§ Task instructions
The lines to extract run from the first line of the material below to the line containing "string; desc: string;", both included; leave the pictures behind.

§ Raw data
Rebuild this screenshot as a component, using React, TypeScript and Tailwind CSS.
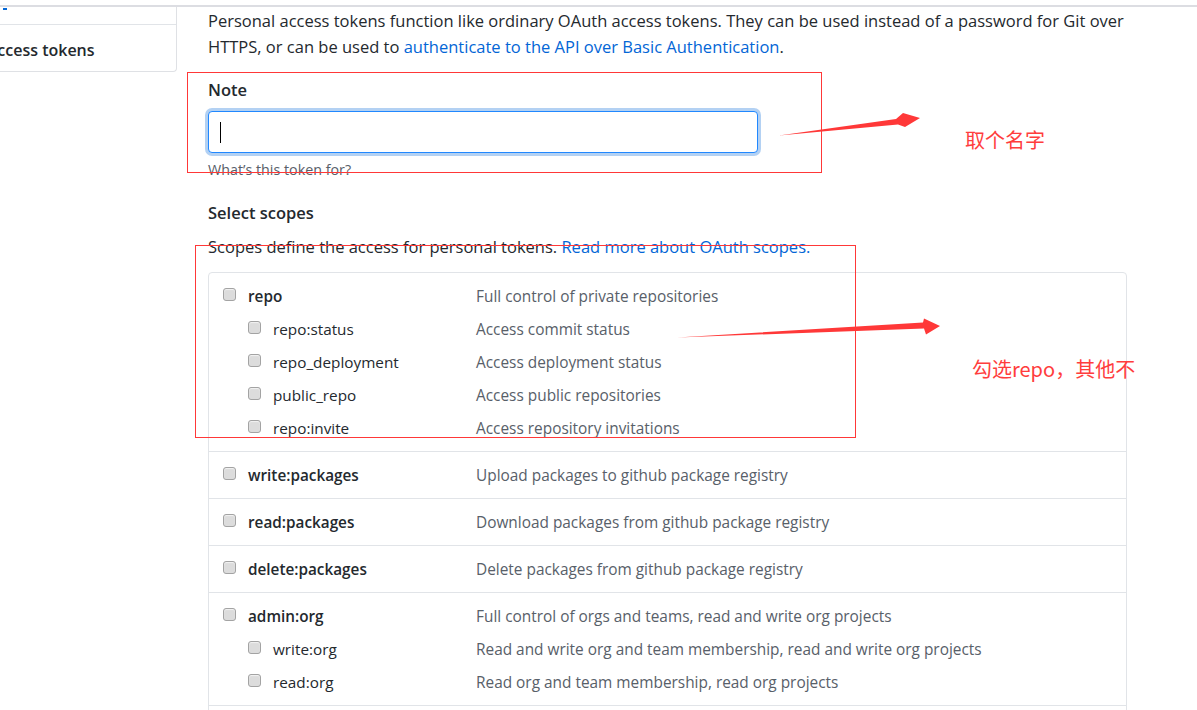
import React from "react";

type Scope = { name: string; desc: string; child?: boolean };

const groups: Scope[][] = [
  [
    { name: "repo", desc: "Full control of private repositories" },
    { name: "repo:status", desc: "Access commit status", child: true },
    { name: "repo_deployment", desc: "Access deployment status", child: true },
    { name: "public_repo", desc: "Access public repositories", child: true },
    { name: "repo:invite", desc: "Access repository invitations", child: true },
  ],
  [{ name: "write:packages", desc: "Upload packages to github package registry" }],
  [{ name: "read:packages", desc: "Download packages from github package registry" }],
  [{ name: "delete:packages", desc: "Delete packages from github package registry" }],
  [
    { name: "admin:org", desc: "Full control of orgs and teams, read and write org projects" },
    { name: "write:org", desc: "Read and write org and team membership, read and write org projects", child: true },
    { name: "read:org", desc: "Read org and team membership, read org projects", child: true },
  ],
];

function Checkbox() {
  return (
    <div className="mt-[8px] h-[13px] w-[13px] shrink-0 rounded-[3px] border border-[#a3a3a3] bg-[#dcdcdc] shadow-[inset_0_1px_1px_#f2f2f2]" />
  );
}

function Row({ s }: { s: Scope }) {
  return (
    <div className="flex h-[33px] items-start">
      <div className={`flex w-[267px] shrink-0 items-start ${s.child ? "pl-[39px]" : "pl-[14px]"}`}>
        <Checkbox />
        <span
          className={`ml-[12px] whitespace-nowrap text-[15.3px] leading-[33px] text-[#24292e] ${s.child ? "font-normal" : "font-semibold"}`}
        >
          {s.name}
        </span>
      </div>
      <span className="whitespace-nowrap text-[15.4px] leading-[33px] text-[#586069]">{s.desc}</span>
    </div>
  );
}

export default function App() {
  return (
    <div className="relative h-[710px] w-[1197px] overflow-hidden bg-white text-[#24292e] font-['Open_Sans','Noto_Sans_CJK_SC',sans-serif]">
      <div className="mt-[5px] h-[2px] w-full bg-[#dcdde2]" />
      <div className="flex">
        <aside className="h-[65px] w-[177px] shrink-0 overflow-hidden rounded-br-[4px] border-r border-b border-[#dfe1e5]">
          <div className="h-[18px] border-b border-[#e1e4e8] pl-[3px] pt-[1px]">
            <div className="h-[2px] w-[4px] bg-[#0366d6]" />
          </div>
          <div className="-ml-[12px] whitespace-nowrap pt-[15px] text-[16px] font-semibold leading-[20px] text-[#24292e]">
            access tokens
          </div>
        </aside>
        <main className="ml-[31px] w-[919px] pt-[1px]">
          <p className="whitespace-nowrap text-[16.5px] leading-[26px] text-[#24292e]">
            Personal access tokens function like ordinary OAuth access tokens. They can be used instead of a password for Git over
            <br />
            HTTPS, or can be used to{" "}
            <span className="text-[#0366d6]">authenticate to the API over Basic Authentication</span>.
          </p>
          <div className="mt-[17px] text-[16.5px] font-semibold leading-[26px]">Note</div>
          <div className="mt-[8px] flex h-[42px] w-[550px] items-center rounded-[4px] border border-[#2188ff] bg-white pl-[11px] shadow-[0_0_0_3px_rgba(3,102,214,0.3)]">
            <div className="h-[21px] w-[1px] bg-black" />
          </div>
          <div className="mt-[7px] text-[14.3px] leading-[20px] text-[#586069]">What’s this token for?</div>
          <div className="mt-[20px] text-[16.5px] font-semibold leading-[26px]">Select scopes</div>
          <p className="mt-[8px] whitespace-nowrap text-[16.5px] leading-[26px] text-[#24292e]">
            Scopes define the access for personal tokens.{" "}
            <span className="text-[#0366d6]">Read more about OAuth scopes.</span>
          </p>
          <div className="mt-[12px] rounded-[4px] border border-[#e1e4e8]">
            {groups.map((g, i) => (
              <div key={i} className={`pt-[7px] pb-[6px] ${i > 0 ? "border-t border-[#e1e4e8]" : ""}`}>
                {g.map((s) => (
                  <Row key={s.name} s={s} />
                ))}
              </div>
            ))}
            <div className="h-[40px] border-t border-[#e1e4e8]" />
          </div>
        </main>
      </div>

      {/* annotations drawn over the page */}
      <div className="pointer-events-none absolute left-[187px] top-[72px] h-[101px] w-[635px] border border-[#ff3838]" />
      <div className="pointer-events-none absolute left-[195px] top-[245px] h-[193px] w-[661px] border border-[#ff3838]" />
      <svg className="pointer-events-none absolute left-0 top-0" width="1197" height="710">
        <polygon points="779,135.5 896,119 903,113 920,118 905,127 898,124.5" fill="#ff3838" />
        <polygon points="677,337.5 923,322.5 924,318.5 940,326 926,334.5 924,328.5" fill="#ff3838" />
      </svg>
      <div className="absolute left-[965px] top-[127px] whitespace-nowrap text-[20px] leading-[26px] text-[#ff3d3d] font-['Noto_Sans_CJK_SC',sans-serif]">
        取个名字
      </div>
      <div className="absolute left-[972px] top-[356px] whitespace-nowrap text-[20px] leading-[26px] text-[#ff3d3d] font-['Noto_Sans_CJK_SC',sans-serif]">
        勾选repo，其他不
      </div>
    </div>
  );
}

§ Exercise answer
Rebuild this screenshot as a component, using React, TypeScript and Tailwind CSS.
import React from "react";

type Scope = { name: string; desc: string; child?: boolean };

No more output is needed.